Pour les causatives morphologiques, sur le plan syntaxique, nous avons mis en évidence 5 morphèmes de dérivation causative. Nous avons isolé un de ces suffixes des causatives morphologiques et l'avons rattaché aux causatives lexicales. Nous parlerons donc, ici seulement des causatives morphologiques, en faisant pour l'instant exception du –e. Le sémantisme lié à ces causatives permet de mettre en évidence trois éléments. Tout d'abord, il n'est pas possible de lier ce type de constructions causatives sous une même valeur sémantique. Chacune de ces causatives présente, d'un point de vue sémantique, des particularités. Tout d'abord, les causatives en –le permettent d'exprimer uniquement une causation sociative (action jointe et assistive), les causatives en –lu peuvent également exprimer une causation sociative et sont liées aux causatives en –loo dans l'expression de la causation indirecte. Du reste, cette disparité des fonctions sémantiques entre ces différents types de causatives montre que les causatives morphologiques sont une catégorie causative intermédiaire et ce, aussi bien sur le plan syntaxique que sur le plan sémantique. Enfin, la spécificité du suffixe –le, dans l'expression exclusive d'une causation sociative, permet de mettre en évidence une des caractéristiques de la langue wolof. Nous avons déjà noté que ce type de sémantisme est généralement véhiculé par une construction qui permet par ailleurs d'exprimer d'autres sémantismes. Certaines constructions du wolof, telles que les constructions en –lu ou les constructions –al et –e, fonctionnent sur ce principe, alors que les caractéristiques du suffixe –le sont, elles, relativement rares. Ainsi, les particularités de la richesse de dérivation de cette langue peuvent être mises en évidence, d'une part par cette spécialisation de –le, d'autre part par la richesse de dérivation à l'intérieur même de la voix causative. Même exception faite du suffixe –e qui n'est plus productif, la voix causative peut être construite à l'aide de quatre morphèmes qui recouvrent à eux seuls l'ensemble des valeurs sémantiques attribuées généralement à l'ensemble du système causatif d'une langue. Ce qui permet d'avoir des nuances très précises reliées à des constructions particulières.

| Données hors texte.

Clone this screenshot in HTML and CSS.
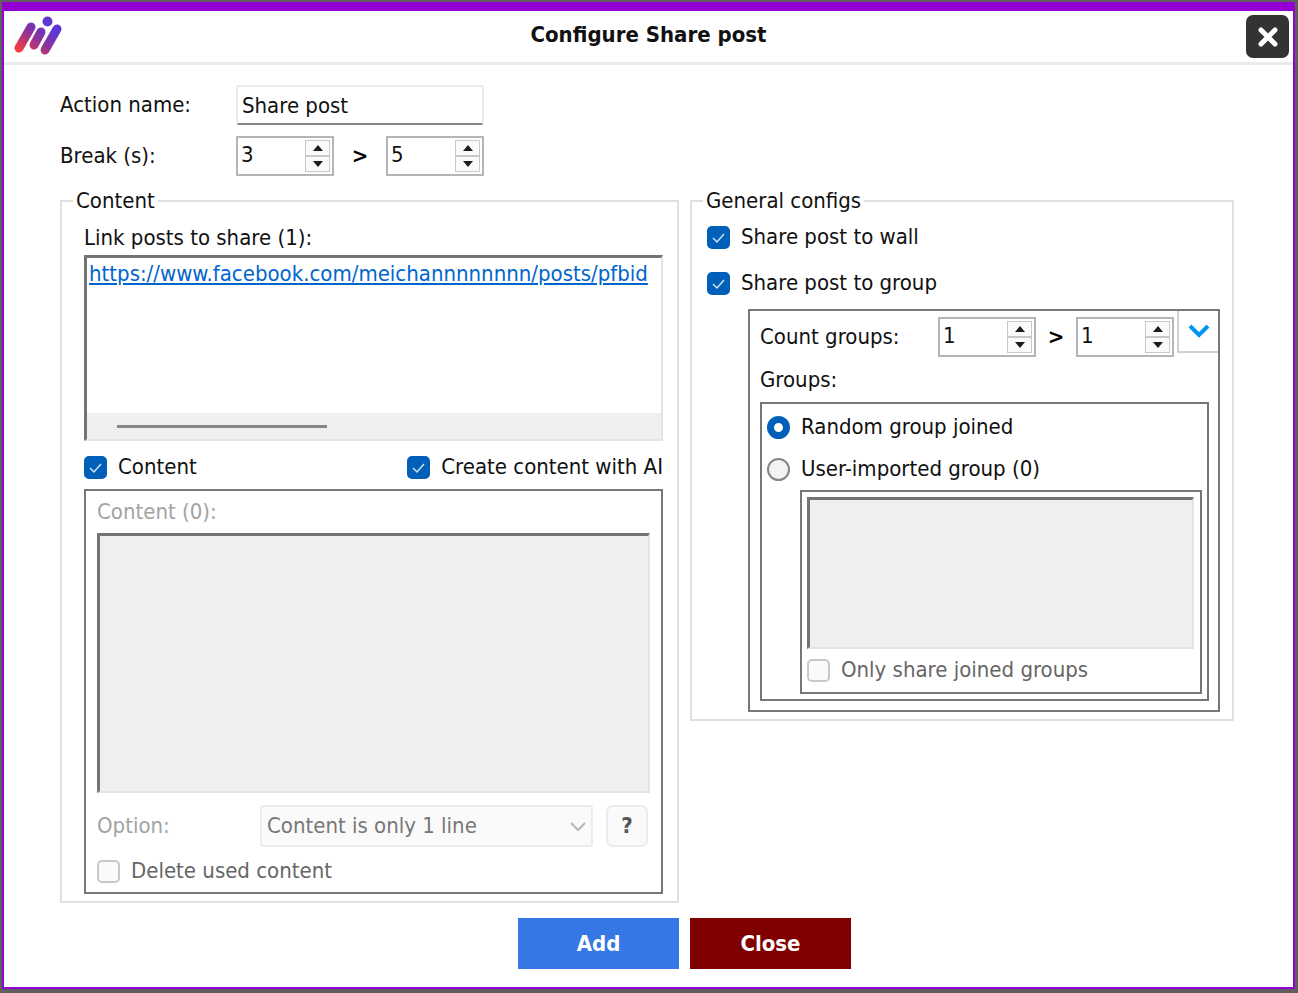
FILE: index.html
```html
<!DOCTYPE html>
<html lang="en">
<head>
<meta charset="utf-8">
<meta name="viewport" content="width=device-width, initial-scale=1">
<title>Configure Share post</title>
<link rel="stylesheet" href="styles.css">
</head>
<body>
<form class="dialog">
  <header class="titlebar">
    <svg class="logo" viewBox="0 0 50 42" aria-hidden="true">
      <defs>
        <linearGradient id="brand" gradientUnits="userSpaceOnUse" x1="10" y1="38" x2="34" y2="8">
          <stop offset="0" stop-color="#f23b3f"/>
          <stop offset="0.55" stop-color="#8a32a0"/>
          <stop offset="1" stop-color="#5a35d8"/>
        </linearGradient>
      </defs>
      <g stroke="url(#brand)" stroke-width="9" stroke-linecap="round" fill="none">
        <path d="M5 32L17 11"/><path d="M20 29L27 16"/><path d="M31 34L43 13"/>
      </g>
      <circle cx="33.500" cy="5.500" r="5" fill="#5f38cf"/>
    </svg>
    <h1 class="title">Configure Share post</h1>
    <button type="button" class="dismiss" aria-label="Close window">
      <svg viewBox="0 0 20 20" aria-hidden="true"><path d="M3 3L17 17M17 3L3 17"/></svg>
    </button>
  </header>

  <main class="body">
    <section class="basics">
      <label for="action">Action name:</label>
      <input class="textbox" id="action" type="text" value="Share post">
      <label for="break-min">Break (s):</label>
      <div class="range">
        <span class="spin"><input id="break-min" type="text" inputmode="numeric" value="3"><span class="steps"><button type="button" class="up" aria-label="Increase minimum break"></button><button type="button" class="down" aria-label="Decrease minimum break"></button></span></span>
        <span class="gt">&gt;</span>
        <span class="spin"><input aria-label="Maximum break" type="text" inputmode="numeric" value="5"><span class="steps"><button type="button" class="up" aria-label="Increase maximum break"></button><button type="button" class="down" aria-label="Decrease maximum break"></button></span></span>
      </div>
    </section>

    <div class="columns">
      <fieldset class="group content">
        <legend>Content</legend>
        <div class="line">Link posts to share (1):</div>
        <div class="well links">
          <a href="#post">https://www.facebook.com/meichannnnnnnn/posts/pfbid</a>
          <div class="scroll"><div class="thumb"></div></div>
        </div>
        <div class="toggles">
          <label class="check"><input type="checkbox" checked>Content</label>
          <label class="check"><input type="checkbox" checked>Create content with AI</label>
        </div>
        <div class="panel texts">
          <label class="muted line" for="texts">Content (0):</label>
          <textarea class="well area" id="texts" disabled></textarea>
          <div class="option">
            <label class="muted" for="option">Option:</label>
            <span class="pick">
              <select id="option" disabled><option>Content is only 1 line</option></select>
              <svg viewBox="0 0 16 10" aria-hidden="true"><path d="M1 1L8 8L15 1"/></svg>
            </span>
            <button type="button" class="help" disabled>?</button>
          </div>
          <label class="check off"><input type="checkbox" disabled>Delete used content</label>
        </div>
      </fieldset>

      <fieldset class="group general">
        <legend>General configs</legend>
        <label class="check"><input type="checkbox" checked>Share post to wall</label>
        <label class="check second"><input type="checkbox" checked>Share post to group</label>
        <div class="panel groups">
          <div class="count">
            <label for="count-min">Count groups:</label>
            <div class="range">
              <span class="spin"><input id="count-min" type="text" inputmode="numeric" value="1"><span class="steps"><button type="button" class="up" aria-label="Increase minimum groups"></button><button type="button" class="down" aria-label="Decrease minimum groups"></button></span></span>
              <span class="gt">&gt;</span>
              <span class="spin"><input aria-label="Maximum groups" type="text" inputmode="numeric" value="1"><span class="steps"><button type="button" class="up" aria-label="Increase maximum groups"></button><button type="button" class="down" aria-label="Decrease maximum groups"></button></span></span>
            </div>
            <button type="button" class="expand" aria-label="Collapse group settings"><svg viewBox="0 0 22 14" aria-hidden="true"><path d="M2 2L11 11L20 2"/></svg></button>
          </div>
          <div class="caption">Groups:</div>
          <div class="panel source">
            <label class="check"><input type="radio" name="source" checked>Random group joined</label>
            <label class="check"><input type="radio" name="source">User-imported group (0)</label>
            <div class="panel imported">
              <textarea class="well area" aria-label="Imported groups" disabled></textarea>
              <label class="check off"><input type="checkbox" disabled>Only share joined groups</label>
            </div>
          </div>
        </div>
      </fieldset>
    </div>

    <footer class="actions">
      <button type="submit" class="add">Add</button>
      <button type="button" class="close">Close</button>
    </footer>
  </main>
</form>
</body>
</html>
```
FILE: styles.css
```css
* { box-sizing: border-box; }
body {
  margin: 0;
  min-height: 100vh;
  display: flex;
  padding: 2px 3px 4px 2px;
  background: #5f5f5f;
  color: #111;
  font: 22px/30px "DejaVu Sans Condensed", "DejaVu Sans", sans-serif;
}
input, button, select, textarea { font: inherit; color: inherit; margin: 0; }
.dialog {
  flex: 1;
  background: #fff;
  border: 2px solid #9400d3;
  border-top-width: 9px;
}
.titlebar {
  display: grid;
  grid-template-columns: 1fr auto 1fr;
  align-items: center;
  height: 54px;
  padding: 0 4px;
  border-bottom: 3px solid #ebebeb;
}
.logo { width: 50px; height: 42px; margin-left: 6px; }
.title { margin: 0; padding-bottom: 3px; font-weight: bold; font-size: 22px; }
.dismiss {
  display: grid;
  place-items: center;
  justify-self: end;
  width: 43px;
  height: 43px;
  padding: 0;
  border: 0;
  border-radius: 7px;
  background: #333;
}
.dismiss svg { width: 20px; height: 20px; stroke: #fff; stroke-width: 5; stroke-linecap: round; }
.body { padding: 20px 59px 14px 56px; }

.basics {
  display: grid;
  grid-template-columns: 176px 248px;
  row-gap: 11px;
  align-items: center;
}
.textbox {
  width: 100%;
  height: 40px;
  padding: 0 4px;
  border: 2px solid #ececec;
  border-bottom-color: #868686;
  border-radius: 3px;
}
.range { display: flex; align-items: center; justify-content: space-between; }
.gt { font-weight: bold; color: #000; }
.spin {
  display: flex;
  width: 98px;
  height: 40px;
  padding: 2px;
  border: 2px solid #b4b4ba;
  background: #fff;
}
.spin input { flex: 1; width: 0; padding: 0 0 2px 1px; border: 0; }
.steps { display: flex; flex-direction: column; width: 25px; height: 32px; background: #f0f0f0; }
.steps button {
  display: grid;
  place-items: center;
  flex: 1;
  padding: 0;
  border: 1px solid #c8c8c8;
  background: #fafafa;
}
.up::before, .down::before {
  content: "";
  border: 5px solid transparent;
  border-top-width: 0;
  border-bottom: 6px solid #1c1c1c;
}
.down::before { border-bottom-width: 0; border-top: 6px solid #1c1c1c; }

.columns {
  display: grid;
  grid-template-columns: 619fr 544fr;
  gap: 11px;
  align-items: start;
  margin-top: 10px;
}
.group { min-width: 0; margin: 0; border: 2px solid #e0e0e0; }
.group legend { padding: 0 3px; }
.content { padding: 6px 14px 7px 22px; }
.content legend { margin-left: -11px; }
.general { padding: 6px 12px 7px 15px; }
.general legend { margin-left: -4px; }
.line { display: block; line-height: 32px; }
.panel { border: 2px solid #777; }
.well {
  display: block;
  width: 100%;
  border: 3px solid #747474;
  border-right: 2px solid #e4e4e4;
  border-bottom: 2px solid #e4e4e4;
}
.links { display: flex; flex-direction: column; height: 186px; margin-top: 1px; padding-top: 1px; }
.links a { margin-left: 2px; color: #0066cc; white-space: nowrap; }
.scroll { margin-top: auto; padding: 12px 30px 11px; background: #efefef; }
.thumb { width: 210px; height: 3px; background: #868686; }
.toggles { display: flex; justify-content: space-between; padding: 11px 0 7px; }
.check { display: flex; align-items: center; gap: 11px; }
.check input {
  appearance: none;
  flex: none;
  width: 23px;
  height: 23px;
  border: 2px solid #868686;
  border-radius: 5px;
  background: #f3f3f3;
}
.check input:checked {
  border-color: #005fb8;
  background: #005fb8 url("data:image/svg+xml,%3Csvg xmlns='http://www.w3.org/2000/svg' viewBox='0 0 19 19'%3E%3Cpath d='M4 10L8 14L15 6' fill='none' stroke='%23cfe4f7' stroke-width='1.5'/%3E%3C/svg%3E") center / 19px 19px no-repeat;
}
.check input[type="radio"] { border-radius: 50%; }
.check input[type="radio"]:checked { border: 7px solid #005fb8; background: #fff; }
.check input:disabled { border-color: #c8c8c8; background: #fafafa; }
.off { color: #666; }
.muted { color: #a3a3a3; }
.texts { padding: 5px 11px 6px; }
.texts .line { padding-bottom: 5px; }
.area { height: 260px; padding: 0; resize: none; background: #efefef; }
.option { display: grid; grid-template-columns: 150px 1fr 42px; column-gap: 13px; align-items: center; padding: 12px 2px 9px 0; }
.pick { position: relative; }
.pick select {
  appearance: none;
  display: block;
  width: 100%;
  height: 42px;
  padding: 0 5px;
  border: 2px solid #ececec;
  border-radius: 3px;
  background: #fafafa;
  color: #777;
  opacity: 1;
}
.pick svg { position: absolute; right: 7px; top: 17px; width: 16px; height: 10px; fill: none; stroke: #b8b8b8; stroke-width: 2; }
.help { height: 42px; padding: 0; border: 2px solid #ececec; border-radius: 7px; background: #fafafa; color: #555; font-weight: bold; }

.second { margin-top: 16px; }
.groups { margin: 11px 0 0 41px; padding: 0 9px 9px 10px; }
.count { display: flex; align-items: center; justify-content: flex-end; margin-right: -9px; }
.count label { flex: 1; padding-top: 6px; }
.count .range { width: 236px; padding-top: 6px; }
.expand {
  display: grid;
  place-items: center;
  align-self: flex-start;
  width: 41px;
  height: 42px;
  margin-left: 3px;
  padding: 0;
  border: 0 solid #d0d0d4;
  border-width: 0 0 2px 2px;
  background: #fff;
}
.expand svg { width: 22px; height: 14px; fill: none; stroke: #0095f0; stroke-width: 4; }
.caption { padding: 8px 0 7px; }
.source { padding: 8px 5px 5px 5px; }
.source > .check { margin-bottom: 12px; }
.source > .check + .check { margin-bottom: 6px; }
.imported { margin-left: 33px; padding: 5px 6px 7px 5px; }
.imported .area { height: 152px; margin-bottom: 6px; }

.actions { display: flex; gap: 11px; margin-top: 15px; padding-left: 458px; }
.actions button { width: 161px; height: 51px; padding: 0; border: 0; color: #fff; font-weight: bold; }
.actions .add { background: #3578e5; }
.actions .close { background: #800000; }
```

Pour les causatives lexicales, sur le plan de la forme, nous avons indiqué que le lexique du wolof contient peu de causatives lexicales. Cette rareté est compensée par la spécialisation d'un suffixe causatif – le suffixe –al. En outre, nous avons inclus dans ce groupe des paires de mots pour lesquels il est possible de retrouver une dérivation en –e, car cette dernière n'est plus productive. Sur le plan sémantique, la répartition ne se fait pas entre les formes lexicales labiles et les formes lexicales dérivées. Ainsi, comme pour les causatives morphologiques, il n'est pas possible de dégager un sémantisme général pour les causatives lexicales. Les causatives lexicales labiles transitives partagent avec les causatives en –e l'expression de la causation directe mais ne peuvent avoir de valeur sociative. Les causatives labiles ditransitives constituent à l'intérieur des causatives lexicales une catégorie à part, elles ne permettent pas d'exprimer de causation directe. Comme les causatives morphologiques en –lu, ce sont des causatives qui ont un champ sémantique très large, qui comprend la causation indirecte et la causation sociative dans son ensemble. Il est intéressant de noter que ces deux causatives sont celles qui, en wolof, ont le champ sémantique le plus large mais qui sont les moins fréquentes, chacune pour des raisons différentes. La restriction, pour les causatives lexicales labiles ditransitives, porte sur le fait que la langue ne permet pas de dériver des verbes causatifs sur la base de tous les verbes transitifs lexicalement causatifs. Seuls quelques verbes peuvent avoir ces contreparties d'un point de vue lexical. Ce sont généralement les verbes qui expriment des situations fréquentes, habituelles et pour lesquelles la présence de trois participants est courante. Tandis que pour les constructions en –lu, les restrictions proviennent de la valeur de bénéficiaire qui dans cette construction s'ajoute au rôle de causateur. Ainsi, ce suffixe ne peut s'appliquer que sur des verbes qui renvoient à des actions qui peuvent apporter un bénéfice au causateur.

Dans le chapitre suivant, nous présentons les dérivations applicatives. Les modifications qui interviennent avec cette dérivation ne sont pas du même ordre que pour la causation. La voix applicative introduit un argument en position objet et cet argument n'a jamais un rôle sémantique proche de celui d'agent. Les morphèmes qui sont utilisés dans le marquage de la voix applicative sont –al et –e. Ce n'est qu'une fois que nous aurons clairement défini les caractéristiques liées à ces suffixes dans la voix applicative que nous pourrons aborder les problèmes que posent l'homonymie entre ces suffixes applicatifs et ceux des morphèmes de dérivation causative –al et –e (cf. chapitre 6).